By David Kipkorir
New research has investigated the structure of a natural self-destructive mechanism contained in the bacterium that causes tuberculosis (TB) in humans.
Researchers are currently seeking to apply this ‘suicide’ mechanism for therapeutic purposes.
Using the new findings may soon lead to better treatment outcomes.
The researchers identified one ‘toxin-antitoxin’ (TA), termed Mycobacterium tuberculosis (MbcT), with a more dramatic effect – in the absence of the antitoxin the toxin kills the bacteria.

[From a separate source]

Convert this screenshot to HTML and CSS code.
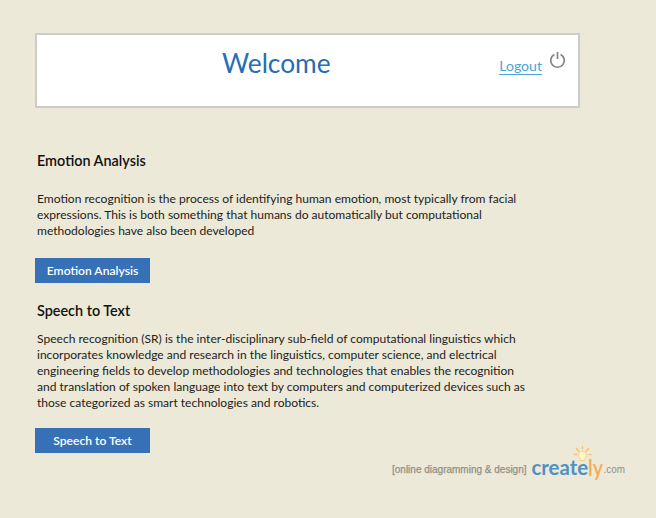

This effect flagged MbcT’s potential as a drug target and led the team, headed by Annabel Parret, staff scientist at the European Molecular Biology Laboratory (Hamburg, Germany), to try and understand its structure.
“Our goal was to see the TA system’s structure, so we could try to understand and even manipulate it. It was as if we were working blindly before,” said Parret.
The high-resolution structure revealed a large and compact system with a double doughnut shape, and this knowledge gave important guidance for further studying the system’s biochemistry.
The researchers were able to understand MbcT’s mode-of-action; without the antitoxin, the toxin starts to degrade the important cellular molecule NAD+, a ‘suicide’ mechanisms ultimately leading to the death of the cell.
“Our collaborators in France were already able to extend the lifetime of mice infected with TB by activating the toxin in a controlled way,” added Parret. “If we find molecules that can disrupt the TA system – and thus trigger cell death – in TB patients, that would be the perfect drug.”
The team now hopes to screen small molecules for this capability, and identify a potential drug target.
In the Kenya, more than 29, 000 people died of tuberculosis in 2017, according to World Health Organisation (WHO).
The Ministry of Health reports that 138, 105 people contract TB every year.
WHO estimates that approximately 10 million people had TB in 2017, and that 1.6 million people died as a result.
The UN health agency noted that many people suffering from TB do not know it as it continues to be the top infectious killer worldwide, claiming over 4,500 lives a day.
WHO is calling on all stakeholders and partners to take unprecedented and bold action to advance efforts to end TB and AIDS by 2030.
According to Kenya’s National Tuberculosis, Leprosy and Lung Disease Program, the major factor responsible for the large TB disease burden is the concurrent HIV epidemic.
Tuberculosis is a curable and preventable disease caused by bacteria (Mycobacterium tuberculosis) that most often affect the lungs.
TB contains 80 toxin–antitoxin systems (TAs), sets of closely linked genes that encode a toxic protein and an antitoxin.
When the bacteria are growing normally, the toxin’s activity is blocked by the antitoxin’s presence.
However, under stressful conditions the antitoxin molecules are degraded, activating the toxin and slowing the growth of the bacteria, allowing them to survive the stressful environment.
In Kenya World TB Day is observed on 24 March every year to raise public awareness regarding the epidemic of TB and efforts of eliminating the disease.
It commemorates the day in 1882 when Dr. Robert Koch astounded the scientific community by announcing that he had discovered the cause of tuberculosis, the TB bacillus.